Mas o fato é que as vendas brasileiras para o exterior não reagem. No acumulado do ano, as exportações do país em 2019 estão 6,7% abaixo do mesmo período de 2018, enquanto as importações até aumentaram, em 0,7%, resultando em superávit comercial de US$ 29,1 bilhões, bem abaixo dos US$ 43,5 bilhões que tínhamos de saldo em período correspondente de 2018.

Dólar alto mais atrapalha do que ajuda, diz associação

O presidente da Associação de Comércio Exterior do Brasil (AEB), José Augusto de Castro, que representa centenas de exportadores, disse que o dólar alto mais atrapalha do que ajuda o país. "Os importadores veem o que está acontecendo aqui e acham que o exportador está ganhando mais e já pedem desconto, porque acham que o exportador tem mais margem para negociar", disse.

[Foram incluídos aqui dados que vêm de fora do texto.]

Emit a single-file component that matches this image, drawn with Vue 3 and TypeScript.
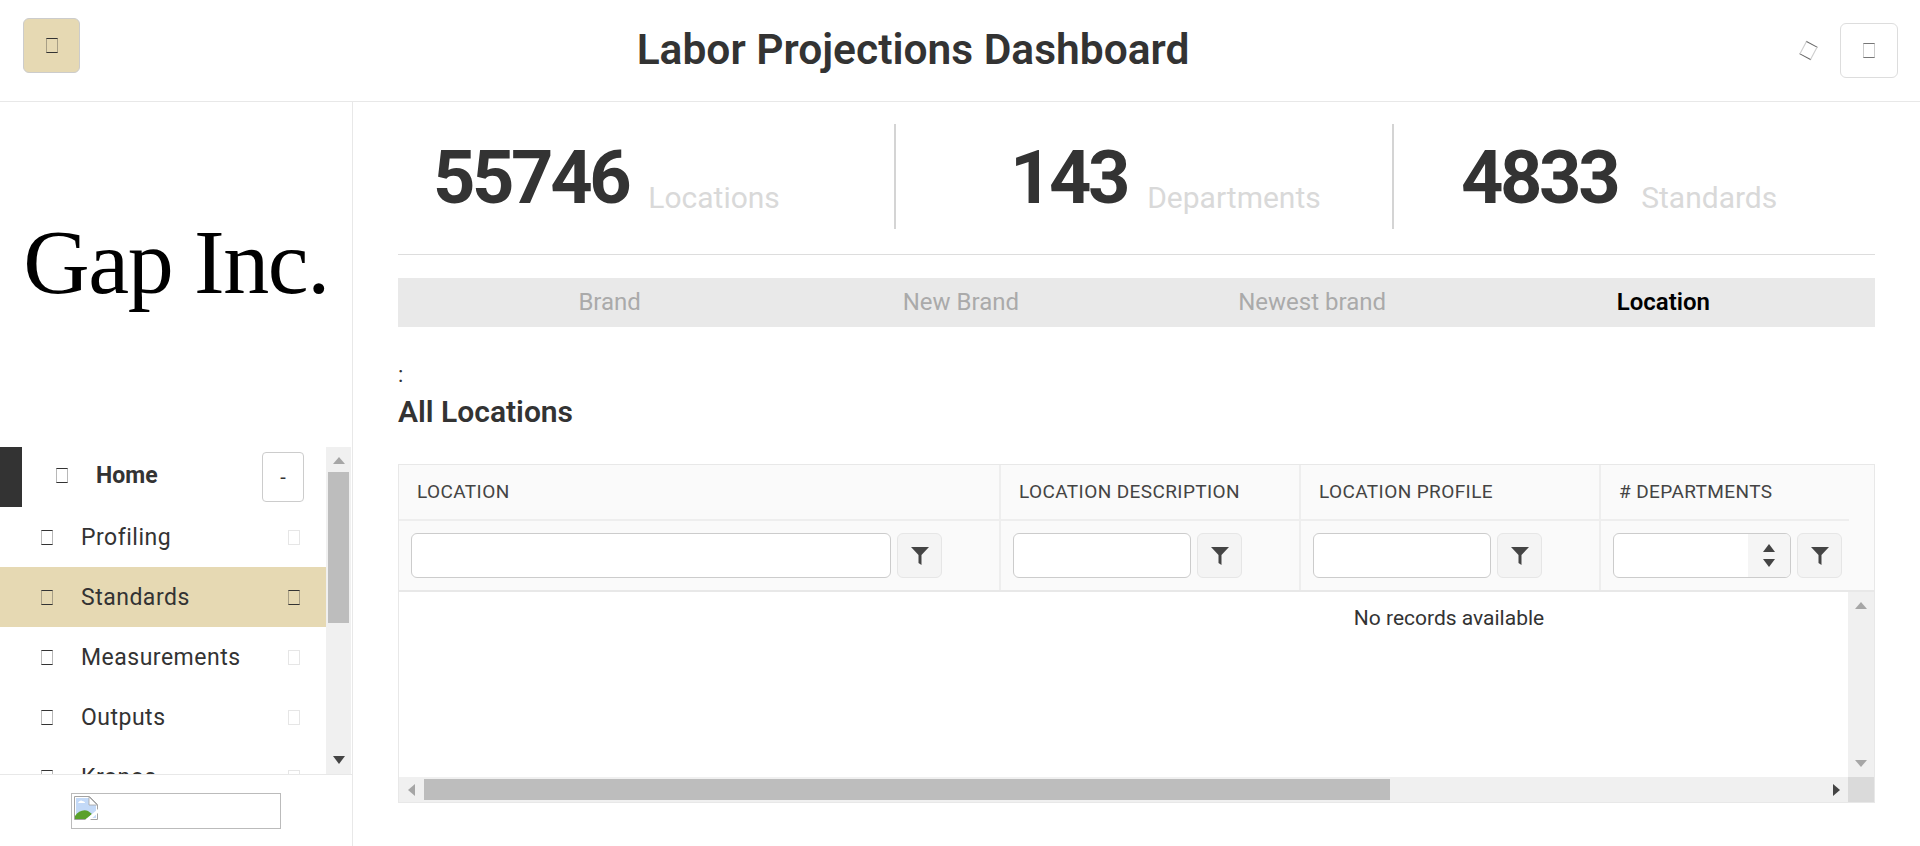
<template>
  <div class="app">
    <header class="topbar">
      <button class="menu-btn"><span class="tofu"></span></button>
      <h1 class="title">Labor Projections Dashboard</h1>
      <div class="top-actions">
        <span class="tofu tofu-tilted"></span>
        <button class="user-btn"><span class="tofu tofu-gray"></span></button>
      </div>
    </header>

    <div class="body">
      <aside class="sidebar">
        <div class="logo">Gap Inc.</div>
        <nav class="nav">
          <div class="nav-list">
            <div class="nav-home">
              <span class="home-mark"></span>
              <span class="tofu"></span>
              <span class="home-label">Home</span>
              <button class="collapse-btn">-</button>
            </div>
            <div
              v-for="item in navItems"
              :key="item"
              class="nav-item"
              :class="{ active: item === 'Standards' }"
            >
              <span class="tofu"></span>
              <span class="nav-label">{{ item }}</span>
              <span class="tofu tofu-end"></span>
            </div>
          </div>
          <div class="vbar">
            <span class="arrow-up"></span>
            <div class="nav-thumb"></div>
            <span class="arrow-down dark"></span>
          </div>
        </nav>
        <div class="side-foot">
          <div class="broken-img">
            <svg width="24" height="24" viewBox="0 0 24 24">
              <path d="M.5.5h15l8 8v15H.5z" fill="#fff" stroke="#a3a3a3" />
              <path d="M2 2h13v7h7v13H2z" fill="#c3d9f7" />
              <path d="M15 1l8 8h-8z" fill="#fff" stroke="#a3a3a3" stroke-width=".8" />
              <path d="M4 7c1-2 3-3 4-2 2 0 3 1 3 2z" fill="#fff" />
              <path d="M1 23v-3c3-5 9-7 13-5l4 3-6 5z" fill="#5aa02c" />
              <path d="M11 24l13-11v4l-8 7z" fill="#fff" />
            </svg>
          </div>
        </div>
      </aside>

      <main class="content">
        <section class="stats">
          <div v-for="stat in stats" :key="stat.label" class="stat">
            <span class="stat-num">{{ stat.value }}</span>
            <span class="stat-label">{{ stat.label }}</span>
          </div>
        </section>

        <div class="tabs">
          <div
            v-for="tab in tabs"
            :key="tab"
            class="tab"
            :class="{ current: tab === 'Location' }"
          >
            {{ tab }}
          </div>
        </div>

        <div class="colon">:</div>
        <h2 class="section-title">All Locations</h2>

        <div class="grid">
          <div class="grid-head">
            <div v-for="col in columns" :key="col.name" class="head-cell" :style="{ width: col.width + 'px' }">
              {{ col.name }}
            </div>
          </div>
          <div class="grid-filter">
            <div v-for="col in columns" :key="col.name" class="filter-cell" :style="{ width: col.width + 'px' }">
              <div class="filter-input" :style="{ width: col.input + 'px' }">
                <div v-if="col.numeric" class="spinner">
                  <span class="arrow-up dark"></span>
                  <span class="arrow-down dark"></span>
                </div>
              </div>
              <button class="filter-btn">
                <svg width="20" height="20" viewBox="0 0 20 20">
                  <path d="M1 1h18l-7.5 8v10l-3-2V9z" fill="#444" />
                </svg>
              </button>
            </div>
          </div>
          <div class="grid-body">
            <div class="rows">
              <div class="empty">No records available</div>
            </div>
            <div class="vbar vbar-grid">
              <span class="arrow-up"></span>
              <span class="arrow-down"></span>
            </div>
          </div>
          <div class="hbar">
            <div class="hbar-track">
              <span class="arrow-left"></span>
              <div class="hbar-thumb"></div>
              <span class="arrow-right"></span>
            </div>
            <div class="hbar-corner"></div>
          </div>
        </div>
      </main>
    </div>
  </div>
</template>

<script setup lang="ts">
interface Column {
  name: string
  width: number
  input: number
  numeric?: boolean
}

const navItems = ['Profiling', 'Standards', 'Measurements', 'Outputs', 'Kronos']

const stats = [
  { value: '55746', label: 'Locations' },
  { value: '143', label: 'Departments' },
  { value: '4833', label: 'Standards' }
]

const tabs = ['Brand', 'New Brand', 'Newest brand', 'Location']

const columns: Column[] = [
  { name: 'Location', width: 602, input: 480 },
  { name: 'Location Description', width: 300, input: 178 },
  { name: 'Location Profile', width: 300, input: 178 },
  { name: '# Departments', width: 248, input: 178, numeric: true }
]
</script>

<style>
html,
body {
  margin: 0;
  background: #fff;
}
</style>

<style scoped>
.app {
  display: flex;
  flex-direction: column;
  height: 846px;
  overflow: hidden;
  font-family: Roboto, "Noto Sans", sans-serif;
  color: #333;
}

.topbar {
  display: flex;
  align-items: center;
  flex: none;
  height: 102px;
  padding: 0 22px 10px 23px;
  box-sizing: border-box;
  border-bottom: 1px solid #e8e8e8;
}

.menu-btn {
  display: flex;
  align-items: center;
  justify-content: center;
  width: 57px;
  height: 55px;
  background: #e6d9b3;
  border: 1px solid #ccc;
  border-radius: 6px;
  padding: 0;
}

.title {
  flex: 1;
  margin: 8px 56px 0 0;
  text-align: center;
  font-size: 42.5px;
  font-weight: 600;
  line-height: 48px;
  color: #333;
}

.top-actions {
  display: flex;
  align-items: center;
  gap: 25px;
  margin-top: 10px;
}

.user-btn {
  display: flex;
  align-items: center;
  justify-content: center;
  width: 58px;
  height: 55px;
  background: #fff;
  border: 1px solid #ddd;
  border-radius: 6px;
  padding: 0;
}

.tofu {
  display: inline-block;
  flex: none;
  width: 12px;
  height: 15px;
  box-sizing: border-box;
  border: 1px solid rgba(51, 51, 51, 0.35);
  border-top-color: #333;
  border-bottom-color: #333;
}

.tofu-gray {
  border-color: #ccc;
  border-top-color: #777;
  border-bottom-color: #777;
}

.tofu-tilted {
  transform: rotate(28deg);
  width: 13px;
  height: 15px;
  border-color: #ccc;
  border-top-color: #666;
  border-bottom-color: #666;
}

.body {
  flex: 1;
  display: flex;
  min-height: 0;
}

.sidebar {
  flex: none;
  width: 353px;
  box-sizing: border-box;
  border-right: 1px solid #e8e8e8;
  display: flex;
  flex-direction: column;
}

.logo {
  flex: none;
  height: 345px;
  display: flex;
  align-items: center;
  justify-content: center;
  padding-bottom: 26px;
  box-sizing: border-box;
  font-family: "Liberation Serif", serif;
  font-size: 92px;
  color: #000;
  letter-spacing: -1.4px;
  line-height: 1;
}

.nav {
  flex: none;
  height: 328px;
  display: flex;
  overflow: hidden;
  border-bottom: 1px solid #e8e8e8;
  box-sizing: border-box;
}

.nav-list {
  width: 326px;
  flex: none;
}

.nav-home {
  position: relative;
  display: flex;
  align-items: center;
  height: 60px;
  padding-left: 56px;
  box-sizing: border-box;
}

.nav-home .tofu,
.home-label {
  margin-bottom: 3px;
}

.home-mark {
  position: absolute;
  left: 0;
  top: 0;
  width: 22px;
  height: 60px;
  background: #333;
}

.home-label {
  margin-left: 28px;
  font-size: 23px;
  font-weight: 700;
  color: #333;
}

.collapse-btn {
  margin-left: auto;
  margin-right: 22px;
  width: 42px;
  height: 50px;
  background: #fff;
  border: 1px solid #ccc;
  border-radius: 4px;
  font-family: inherit;
  font-size: 20px;
  color: #333;
  padding: 0;
}

.nav-item {
  display: flex;
  align-items: center;
  height: 60px;
  padding: 0 26px 0 41px;
  box-sizing: border-box;
  font-size: 23px;
  color: #333;
}

.nav-item.active {
  background: #e6d9b3;
}

.nav-label {
  margin-left: 28px;
  letter-spacing: 0.5px;
}

.tofu-end {
  margin-left: auto;
  border-color: #e6e6e6;
}

.active .tofu-end {
  border-color: rgba(51, 51, 51, 0.35);
  border-top-color: #333;
  border-bottom-color: #333;
}

.vbar {
  position: relative;
  flex: none;
  width: 25px;
  background: #f0f0f0;
  display: flex;
  flex-direction: column;
  align-items: center;
}

.nav-thumb {
  position: absolute;
  left: 2px;
  top: 25px;
  width: 21px;
  height: 151px;
  background: #bdbdbd;
}

.arrow-up,
.arrow-down {
  width: 0;
  height: 0;
  border-left: 6px solid transparent;
  border-right: 6px solid transparent;
}

.arrow-up {
  border-bottom: 7px solid #a6a6a6;
  margin-top: 10px;
}

.arrow-down {
  border-top: 7px solid #a6a6a6;
  margin-top: auto;
  margin-bottom: 10px;
}

.arrow-up.dark {
  border-bottom: 8px solid #444;
}

.arrow-down.dark {
  border-top: 8px solid #444;
}

.side-foot {
  flex: 1;
  padding: 18px 0 0 71px;
}

.broken-img {
  width: 210px;
  height: 36px;
  box-sizing: border-box;
  border: 1px solid #bbb;
  padding: 2px;
  line-height: 0;
}

.content {
  flex: 1;
  min-width: 0;
  padding: 22px 45px 0 45px;
}

.stats {
  display: grid;
  grid-template-columns: 498px 498px 1fr;
  grid-template-rows: 105px;
  height: 131px;
  box-sizing: border-box;
  border-bottom: 1px solid #ddd;
}

.stat {
  display: flex;
  align-items: flex-start;
  gap: 20px;
  border-right: 2px solid #d4d4d4;
  padding-left: 35px;
  box-sizing: border-box;
}

.stat:nth-child(2) {
  padding-left: 114px;
}

.stat:last-child {
  gap: 24px;
  padding-left: 67px;
  border-right: none;
}

.stat-num {
  font-size: 74px;
  line-height: 108px;
  font-weight: 700;
  letter-spacing: -3.4px;
  color: #333;
}

.stat-label {
  margin-top: 56px;
  font-size: 30px;
  line-height: 36px;
  color: #d9d9d9;
}

.tabs {
  display: grid;
  grid-template-columns: repeat(4, 1fr);
  height: 49px;
  margin-top: 23px;
  padding: 0 36px;
  background: #e9e9e9;
}

.tab {
  display: flex;
  align-items: center;
  justify-content: center;
  padding-bottom: 2px;
  font-size: 24px;
  color: #aaa;
}

.tab.current {
  color: #000;
  font-weight: 600;
}

.colon {
  margin-top: 36px;
  font-size: 22px;
  line-height: 24px;
  color: #333;
}

.section-title {
  margin: 5px 0 0;
  font-size: 30px;
  font-weight: 600;
  line-height: 40px;
  color: #333;
}

.grid {
  margin-top: 32px;
  width: 1477px;
  box-sizing: border-box;
  border: 1px solid #e8e8e8;
  display: flex;
  flex-direction: column;
  height: 339px;
}

.grid-head {
  display: flex;
  height: 56px;
  flex: none;
  background: #fafafa;
}

.head-cell {
  height: 56px;
  box-sizing: border-box;
  padding-left: 18px;
  line-height: 54px;
  font-size: 19px;
  letter-spacing: 0.4px;
  text-transform: uppercase;
  color: #444;
  border-right: 2px solid #eee;
  border-bottom: 2px solid #eee;
}

.head-cell:last-child {
  border-right: none;
}

.grid-filter {
  display: flex;
  flex: none;
  height: 71px;
  background: #fafafa;
  border-bottom: 2px solid #e8e8e8;
  box-sizing: border-box;
}

.filter-cell {
  display: flex;
  gap: 6px;
  box-sizing: border-box;
  padding: 12px 0 0 12px;
  border-right: 2px solid #eee;
}

.filter-cell:last-child {
  border-right: none;
}

.filter-input {
  position: relative;
  height: 45px;
  box-sizing: border-box;
  background: #fff;
  border: 1px solid #ccc;
  border-radius: 6px;
  overflow: hidden;
}

.spinner {
  position: absolute;
  top: 0;
  right: 0;
  bottom: 0;
  width: 42px;
  background: #f5f5f5;
  display: flex;
  flex-direction: column;
  align-items: center;
}

.filter-btn {
  display: flex;
  align-items: center;
  justify-content: center;
  width: 45px;
  height: 45px;
  padding: 0;
  background: #f4f4f4;
  border: 1px solid #e6e6e6;
  border-radius: 6px;
}

.grid-body {
  flex: 1;
  display: flex;
  min-height: 0;
}

.rows {
  flex: 1;
  min-width: 0;
  overflow: hidden;
}

.empty {
  width: 2100px;
  padding-top: 12px;
  text-align: center;
  font-size: 21px;
  line-height: 28px;
  color: #333;
}

.vbar-grid {
  width: 26px;
}

.hbar {
  flex: none;
  display: flex;
  height: 25px;
}

.hbar-track {
  position: relative;
  flex: 1;
  background: #f0f0f0;
}

.hbar-thumb {
  position: absolute;
  left: 25px;
  top: 2px;
  width: 966px;
  height: 21px;
  background: #bdbdbd;
}

.arrow-left,
.arrow-right {
  position: absolute;
  top: 7px;
  width: 0;
  height: 0;
  border-top: 6px solid transparent;
  border-bottom: 6px solid transparent;
}

.arrow-left {
  left: 9px;
  border-right: 7px solid #a6a6a6;
}

.arrow-right {
  right: 8px;
  border-left: 7px solid #444;
}

.hbar-corner {
  width: 26px;
  background: #dadada;
}
</style>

Segundo Castro, o governo brasileiro não está atuando de forma intencional para manter o real fraco. "O Banco Central tem atuado corretamente, pois o papel dele é evitar volatilidade exagerada", afirmou.

Dólar forte no mundo

O responsável pela mesa institucional da Genial Investimentos, Roberto Motta, disse que o dólar forte tem mais relação com a economia global que com o Brasil. "Estamos em um ciclo de dez anos de um dólar forte porque a economia americana vem crescendo mais que o restante do mundo na média", afirmou.

O economista-chefe da Necton Investimentos, André Perfeito, concorda com essa linha. "Claramente o presidente Trump não entende a natureza das desvalorizações do real e do peso argentino", disse.

Para ele, a ação de Trump vai ter um efeito contrário ao desejado, uma vez que, ao anunciar restrições às exportações do Brasil, acaba desvalorizando o real. André Perfeito mantém as projeções para o dólar, fechando este ano em R$ 4,30.